Guest blogger Matt Koschak, our DC intern, shares his experience trying to attend the Western Congressional Caucus HB 148 briefing.
It took just minutes for me to be removed from Room 1324 in the Longworth office building of the U.S. House of Representatives. I was attending a meeting by the Congressional Western Caucus to discuss H.B. 148, Utah’s Transfer of Public Lands Act—also known as the Utah legislature’s pipe dream that the federal government will give 30 million acres of American land to the state of Utah, just, well, because.
There to make his case for this national redistribution of land was Ken Ivory, the bill’s sponsor. I was curious about what he’d say, but shortly after I arrived two aides confronted me and asked for my affiliation. No more had the words “wilderness” and “alliance” left my mouth, than their demeanor changed, and I was politely but firmly asked to leave the “members-and-staff-only” briefing. Even the press was not allowed to hear the scheming to steal our treasured landscapes.
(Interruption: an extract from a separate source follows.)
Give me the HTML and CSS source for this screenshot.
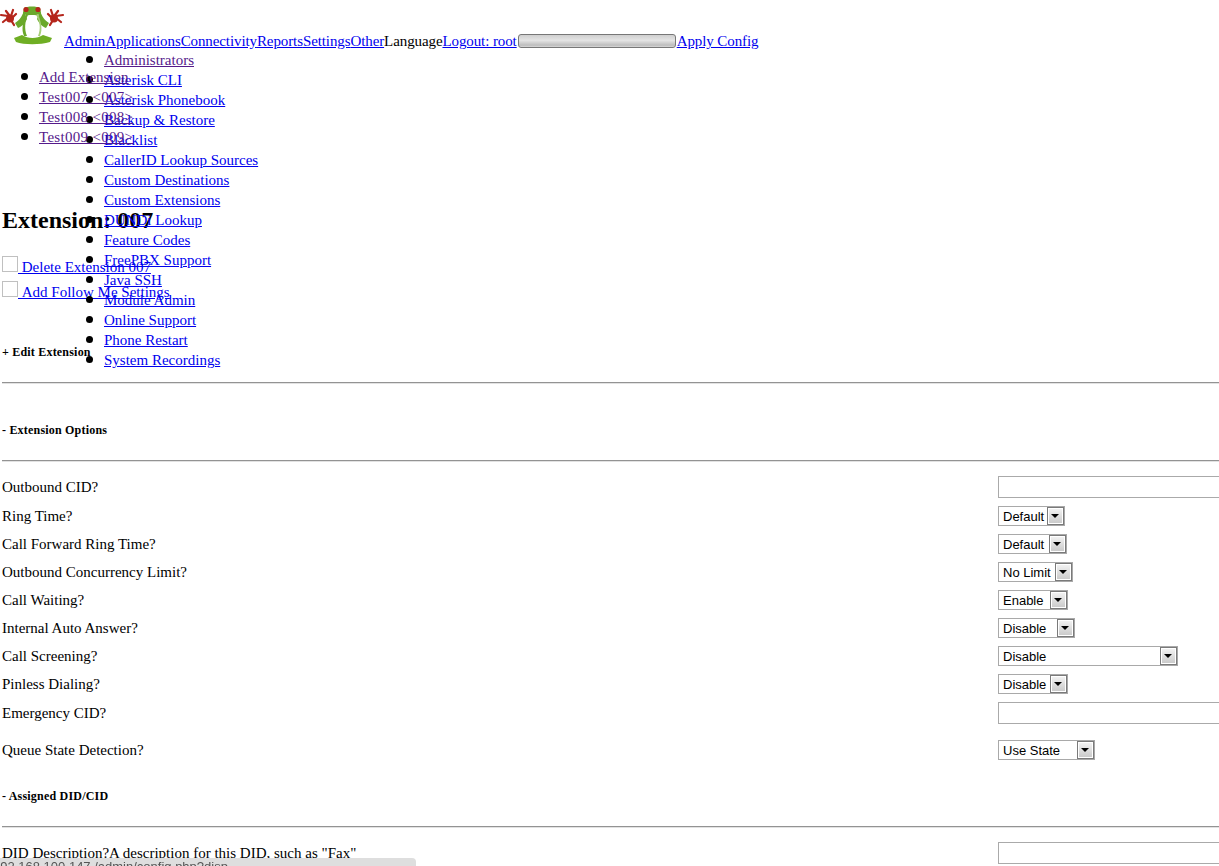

They were cordial, and I told them the truth—I heard about the meeting via phone calls and Ken Ivory’s Facebook and website activity. One staffer shook his head, sighed, and replied, “We asked him to take that down. He should know better.”
Back outside, I headed over to meet Jen Beasley, our Legislative Advocate, and Ashley Korenblat, the owner of Western Spirit Cycling Adventures, a Moab-based outdoor recreation company. Ashley also wanted to attend the meeting, but I was kicked out before she even arrived. She happened to be in DC to lobby during Great Outdoors America Week in support of public lands and the recreation economy, and was willing to take extra time to express her concerns about H.B. 148 despite an already packed schedule. She, too, was disappointed when the closed-door proceedings suppressed any opportunity for dialogue.
Talking to Ashley, I realized the comment from the aide was troubling. Ken Ivory “should know better” than to post his activities online? Better than what?
Should he know better than to inform Americans who treasure this land that he intends to steal it? Ashley Korenblat’s cycling tour business depends on the public landscapes like those in southern Utah. If Utah’s land grab succeeds, her scenic tours in iconic red rock country will soon give way to the sight of well after well, like so many vampires sucking oil from the stone, surrounded by fencing and no trespassing signs. Good for business?
Utah extremists claim the land grab will benefit Utah education, that stealing these beloved places is for the benefit of the people and businesses of Utah. Why then, did they close the meeting to the likes of Ashley Korenblat, the Utah small-business owner? Shouldn’t they know better?
This meeting shows the tip of the iceberg of closed doors and hush-hush deliberation surrounding the Utah government’s land grab. What they claim is the democratic process looks and feels a lot more like a business transaction.